Learned Kubernetes skills become portable across all layers of the cloud stack; from the technical infrastructure to the platform and service layers.
Managed Kubernetes Provider
The HCP architecture[2] plays a crucial role in building Managed Kubernetes-as-a-Service offerings, which form an indispensable platform runtime service. This cloud-native underlay service supports application and service teams with universal on-demand runtimes (Kubernetes offers highly useful abstractions for their business needs). Portability features allow using Kubernetes as a lingua franca across different infrastructure providers. This underlay allows for other platform services to be offered and operated, forming the basis of a distributed Cloud Operating System (COS).

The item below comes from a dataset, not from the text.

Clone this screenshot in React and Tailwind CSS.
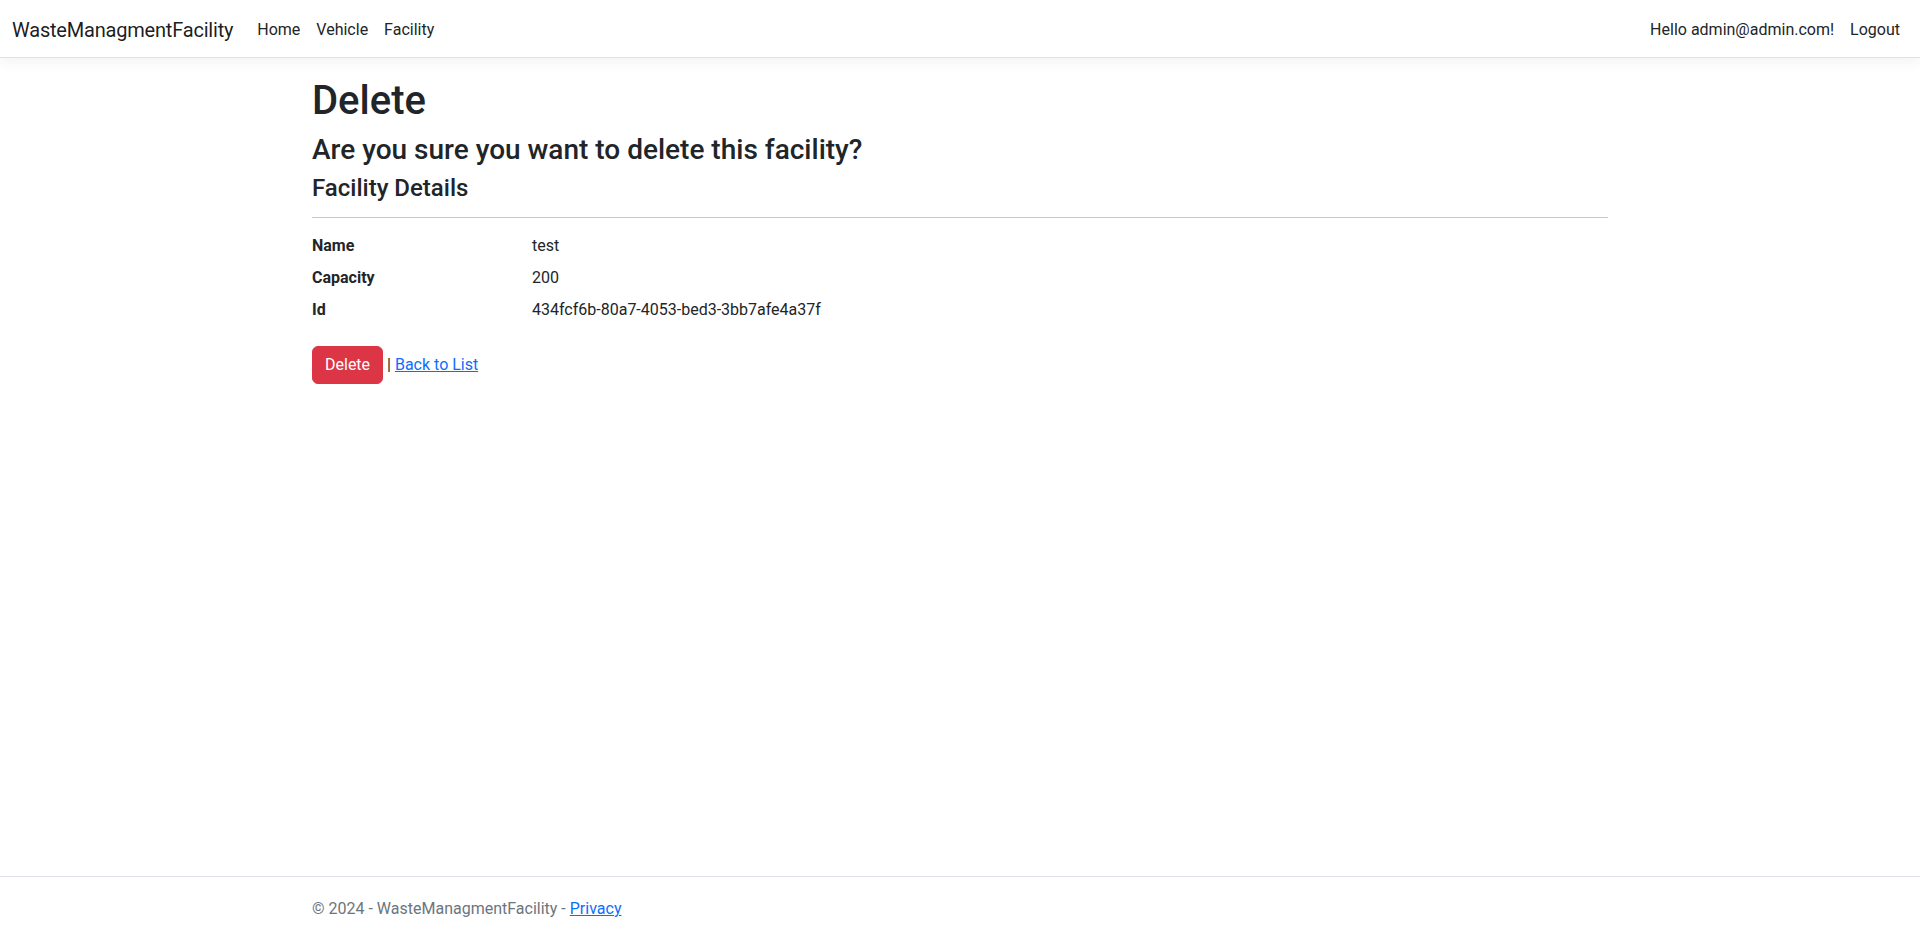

Automated operations and enterprise-readiness at scale are a key factor for Managed Kubernetes-as-a-Service, as depicted by the tip of the iceberg idiom:

Project Gardener
Although the Gardener architecture is a variant of the more generic HCP architecture, its specific architecture also provided the blueprint for comprehensive Managed Service Providers (MSP). MSP is a service provisioning system capable of initializing and managing its own hosting or seed infrastructure across available resources in the cloud-edge-continuum, with the goal to offer desired, specialized services.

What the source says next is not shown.